==== Data lines ====

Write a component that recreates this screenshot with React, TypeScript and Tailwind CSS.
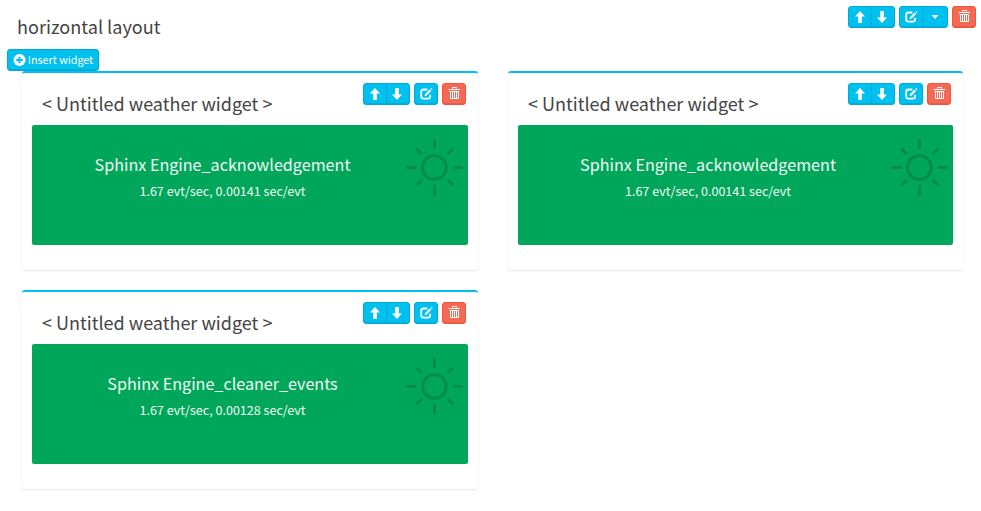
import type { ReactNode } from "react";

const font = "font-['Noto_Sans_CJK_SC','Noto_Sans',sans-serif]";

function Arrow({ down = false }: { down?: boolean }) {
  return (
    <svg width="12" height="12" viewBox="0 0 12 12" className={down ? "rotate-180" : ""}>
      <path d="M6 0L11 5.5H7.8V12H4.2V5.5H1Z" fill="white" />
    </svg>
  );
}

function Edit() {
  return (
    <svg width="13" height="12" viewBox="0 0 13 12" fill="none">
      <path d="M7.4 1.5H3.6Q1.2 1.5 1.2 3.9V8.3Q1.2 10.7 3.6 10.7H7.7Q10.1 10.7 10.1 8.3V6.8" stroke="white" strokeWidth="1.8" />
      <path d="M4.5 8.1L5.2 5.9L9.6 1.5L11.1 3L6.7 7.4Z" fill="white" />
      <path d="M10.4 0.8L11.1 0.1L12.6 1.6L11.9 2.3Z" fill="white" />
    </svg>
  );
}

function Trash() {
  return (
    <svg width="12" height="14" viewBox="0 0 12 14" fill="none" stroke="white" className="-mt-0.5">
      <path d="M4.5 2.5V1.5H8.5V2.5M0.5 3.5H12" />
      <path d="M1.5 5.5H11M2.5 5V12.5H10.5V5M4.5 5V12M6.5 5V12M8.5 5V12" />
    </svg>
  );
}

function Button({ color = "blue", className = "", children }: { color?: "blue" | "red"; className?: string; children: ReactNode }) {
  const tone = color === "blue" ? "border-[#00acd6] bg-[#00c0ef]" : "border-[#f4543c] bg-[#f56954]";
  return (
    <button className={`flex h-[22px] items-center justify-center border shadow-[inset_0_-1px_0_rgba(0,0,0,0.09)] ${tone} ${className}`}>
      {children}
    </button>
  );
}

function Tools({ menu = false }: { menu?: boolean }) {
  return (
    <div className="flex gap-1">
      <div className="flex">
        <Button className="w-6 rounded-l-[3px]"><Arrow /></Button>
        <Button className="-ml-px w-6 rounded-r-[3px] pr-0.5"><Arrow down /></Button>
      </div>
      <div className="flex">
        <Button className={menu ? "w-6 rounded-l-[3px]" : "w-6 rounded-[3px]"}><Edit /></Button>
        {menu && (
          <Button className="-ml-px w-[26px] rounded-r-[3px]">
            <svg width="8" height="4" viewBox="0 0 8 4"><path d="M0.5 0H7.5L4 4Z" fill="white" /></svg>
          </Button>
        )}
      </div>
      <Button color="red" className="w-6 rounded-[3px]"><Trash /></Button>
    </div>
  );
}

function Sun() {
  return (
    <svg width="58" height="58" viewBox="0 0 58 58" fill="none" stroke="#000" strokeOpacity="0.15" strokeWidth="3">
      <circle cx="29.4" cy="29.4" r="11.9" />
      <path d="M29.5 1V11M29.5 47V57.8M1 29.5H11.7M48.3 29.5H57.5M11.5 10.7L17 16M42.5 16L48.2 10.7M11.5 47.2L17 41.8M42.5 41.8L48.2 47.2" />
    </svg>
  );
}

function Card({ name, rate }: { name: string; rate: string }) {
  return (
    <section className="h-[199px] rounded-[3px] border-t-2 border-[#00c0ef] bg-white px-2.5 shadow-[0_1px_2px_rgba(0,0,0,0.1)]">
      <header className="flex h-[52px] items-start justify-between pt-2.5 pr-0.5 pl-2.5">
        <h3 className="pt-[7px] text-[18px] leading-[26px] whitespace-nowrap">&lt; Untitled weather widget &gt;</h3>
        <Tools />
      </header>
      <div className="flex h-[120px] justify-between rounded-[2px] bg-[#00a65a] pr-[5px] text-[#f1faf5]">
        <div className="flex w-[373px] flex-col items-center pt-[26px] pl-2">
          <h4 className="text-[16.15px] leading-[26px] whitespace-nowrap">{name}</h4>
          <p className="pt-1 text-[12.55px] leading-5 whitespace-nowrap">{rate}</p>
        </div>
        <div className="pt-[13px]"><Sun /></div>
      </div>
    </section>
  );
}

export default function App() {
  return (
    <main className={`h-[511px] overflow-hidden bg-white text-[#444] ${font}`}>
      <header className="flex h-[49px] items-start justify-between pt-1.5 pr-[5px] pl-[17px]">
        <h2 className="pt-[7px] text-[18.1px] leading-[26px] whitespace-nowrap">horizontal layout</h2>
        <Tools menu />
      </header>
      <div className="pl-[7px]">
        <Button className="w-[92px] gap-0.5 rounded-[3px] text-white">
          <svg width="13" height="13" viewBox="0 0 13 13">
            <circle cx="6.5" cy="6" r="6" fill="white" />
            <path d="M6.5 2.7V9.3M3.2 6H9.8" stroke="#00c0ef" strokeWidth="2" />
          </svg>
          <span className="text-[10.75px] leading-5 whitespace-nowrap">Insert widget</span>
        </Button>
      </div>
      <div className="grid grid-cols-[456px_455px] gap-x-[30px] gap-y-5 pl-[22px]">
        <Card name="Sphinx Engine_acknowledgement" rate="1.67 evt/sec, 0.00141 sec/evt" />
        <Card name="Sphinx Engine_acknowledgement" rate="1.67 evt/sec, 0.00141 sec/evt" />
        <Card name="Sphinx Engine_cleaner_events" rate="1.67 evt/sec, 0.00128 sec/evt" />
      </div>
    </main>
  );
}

====

Task to complete: Reproduce the data verbatim. Do not carry any picture into the copy.

Result:
Write a component that recreates this screenshot with React, TypeScript and Tailwind CSS.
import type { ReactNode } from "react";

const font = "font-['Noto_Sans_CJK_SC','Noto_Sans',sans-serif]";

function Arrow({ down = false }: { down?: boolean }) {
  return (
    <svg width="12" height="12" viewBox="0 0 12 12" className={down ? "rotate-180" : ""}>
      <path d="M6 0L11 5.5H7.8V12H4.2V5.5H1Z" fill="white" />
    </svg>
  );
}

function Edit() {
  return (
    <svg width="13" height="12" viewBox="0 0 13 12" fill="none">
      <path d="M7.4 1.5H3.6Q1.2 1.5 1.2 3.9V8.3Q1.2 10.7 3.6 10.7H7.7Q10.1 10.7 10.1 8.3V6.8" stroke="white" strokeWidth="1.8" />
      <path d="M4.5 8.1L5.2 5.9L9.6 1.5L11.1 3L6.7 7.4Z" fill="white" />
      <path d="M10.4 0.8L11.1 0.1L12.6 1.6L11.9 2.3Z" fill="white" />
    </svg>
  );
}

function Trash() {
  return (
    <svg width="12" height="14" viewBox="0 0 12 14" fill="none" stroke="white" className="-mt-0.5">
      <path d="M4.5 2.5V1.5H8.5V2.5M0.5 3.5H12" />
      <path d="M1.5 5.5H11M2.5 5V12.5H10.5V5M4.5 5V12M6.5 5V12M8.5 5V12" />
    </svg>
  );
}

function Button({ color = "blue", className = "", children }: { color?: "blue" | "red"; className?: string; children: ReactNode }) {
  const tone = color === "blue" ? "border-[#00acd6] bg-[#00c0ef]" : "border-[#f4543c] bg-[#f56954]";
  return (
    <button className={`flex h-[22px] items-center justify-center border shadow-[inset_0_-1px_0_rgba(0,0,0,0.09)] ${tone} ${className}`}>
      {children}
    </button>
  );
}

function Tools({ menu = false }: { menu?: boolean }) {
  return (
    <div className="flex gap-1">
      <div className="flex">
        <Button className="w-6 rounded-l-[3px]"><Arrow /></Button>
        <Button className="-ml-px w-6 rounded-r-[3px] pr-0.5"><Arrow down /></Button>
      </div>
      <div className="flex">
        <Button className={menu ? "w-6 rounded-l-[3px]" : "w-6 rounded-[3px]"}><Edit /></Button>
        {menu && (
          <Button className="-ml-px w-[26px] rounded-r-[3px]">
            <svg width="8" height="4" viewBox="0 0 8 4"><path d="M0.5 0H7.5L4 4Z" fill="white" /></svg>
          </Button>
        )}
      </div>
      <Button color="red" className="w-6 rounded-[3px]"><Trash /></Button>
    </div>
  );
}

function Sun() {
  return (
    <svg width="58" height="58" viewBox="0 0 58 58" fill="none" stroke="#000" strokeOpacity="0.15" strokeWidth="3">
      <circle cx="29.4" cy="29.4" r="11.9" />
      <path d="M29.5 1V11M29.5 47V57.8M1 29.5H11.7M48.3 29.5H57.5M11.5 10.7L17 16M42.5 16L48.2 10.7M11.5 47.2L17 41.8M42.5 41.8L48.2 47.2" />
    </svg>
  );
}

function Card({ name, rate }: { name: string; rate: string }) {
  return (
    <section className="h-[199px] rounded-[3px] border-t-2 border-[#00c0ef] bg-white px-2.5 shadow-[0_1px_2px_rgba(0,0,0,0.1)]">
      <header className="flex h-[52px] items-start justify-between pt-2.5 pr-0.5 pl-2.5">
        <h3 className="pt-[7px] text-[18px] leading-[26px] whitespace-nowrap">&lt; Untitled weather widget &gt;</h3>
        <Tools />
      </header>
      <div className="flex h-[120px] justify-between rounded-[2px] bg-[#00a65a] pr-[5px] text-[#f1faf5]">
        <div className="flex w-[373px] flex-col items-center pt-[26px] pl-2">
          <h4 className="text-[16.15px] leading-[26px] whitespace-nowrap">{name}</h4>
          <p className="pt-1 text-[12.55px] leading-5 whitespace-nowrap">{rate}</p>
        </div>
        <div className="pt-[13px]"><Sun /></div>
      </div>
    </section>
  );
}

export default function App() {
  return (
    <main className={`h-[511px] overflow-hidden bg-white text-[#444] ${font}`}>
      <header className="flex h-[49px] items-start justify-between pt-1.5 pr-[5px] pl-[17px]">
        <h2 className="pt-[7px] text-[18.1px] leading-[26px] whitespace-nowrap">horizontal layout</h2>
        <Tools menu />
      </header>
      <div className="pl-[7px]">
        <Button className="w-[92px] gap-0.5 rounded-[3px] text-white">
          <svg width="13" height="13" viewBox="0 0 13 13">
            <circle cx="6.5" cy="6" r="6" fill="white" />
            <path d="M6.5 2.7V9.3M3.2 6H9.8" stroke="#00c0ef" strokeWidth="2" />
          </svg>
          <span className="text-[10.75px] leading-5 whitespace-nowrap">Insert widget</span>
        </Button>
      </div>
      <div className="grid grid-cols-[456px_455px] gap-x-[30px] gap-y-5 pl-[22px]">
        <Card name="Sphinx Engine_acknowledgement" rate="1.67 evt/sec, 0.00141 sec/evt" />
        <Card name="Sphinx Engine_acknowledgement" rate="1.67 evt/sec, 0.00141 sec/evt" />
        <Card name="Sphinx Engine_cleaner_events" rate="1.67 evt/sec, 0.00128 sec/evt" />
      </div>
    </main>
  );
}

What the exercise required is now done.